Jim Wright, a retired state trooper, and his wife Priscilla raised their two children in the three-bedroom home on Jensen Street where they still live. Although not an original homeowner, Wright grew up in Pleasanton, attending the old Pleasanton elementary school and graduating from Amador in 1964 in a senior class that numbered 168 students.
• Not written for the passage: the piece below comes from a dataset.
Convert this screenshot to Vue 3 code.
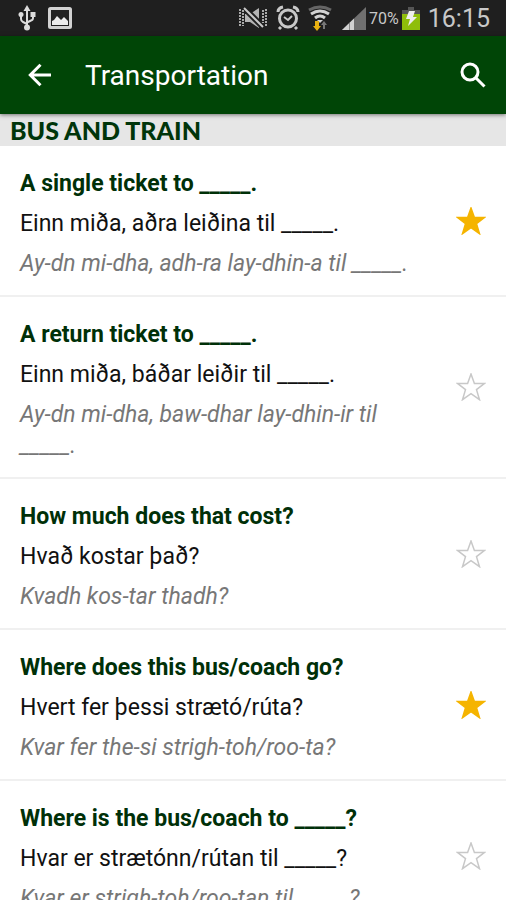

After joining the highway patrol, Wright married and the couple bought their home in 1973. He chaired the neighborhood gathering, an event now in its seventh year.
At the party, Dora Mae Nairn talked about life in the Jensen tract, where she and her late husband Don moved into their new three-bedroom, one-bathroom home 50 years ago, where she still lives.
"Don and I raised our four children here," she said. "We had pigs and lambs in our back yard, Santa Rita was a two-lane street, and we used to ride our bikes as a family down Hopyard Road and across old Highway 50, long before it was rebuilt as Interstate 580."
Al Mitchell, who retired 19 years ago after 34 years in administration and law enforcement positions with the Alameda County Sheriff's office, still lives in his three-bedroom, one-bath home, which was a 1,001-square-foot dwelling on a 63x97-foot lot.
"The only thing that changed is that we added a 400-square-foot family room behind the garage," Mitchell said.
"My wife Marilyn, who passed away in 1995, and I had one son when we moved here in 1954, and added two daughters shortly after," Mitchell said. "We never had a problem with the single bathroom or house, which may be small by today's standards, but suited us just fine."
Wright said he and his wife started the annual summertime party to give everyone in the neighborhood a chance to meet newcomers and for those who have since moved out to come back and celebrate their days in the Jensen tract.
"What's exciting about this old neighborhood is that we have second- and third-generation homeowners living here, which keeps us all young and active," he said. "After all, it can't get much better than this with the kids able to walk to Alisal school right here in the neighborhood, and within walking distance of Harvest Park Middle School, and then just across Santa Rita for their four years of high school at Amador. That's real neighborhood living!"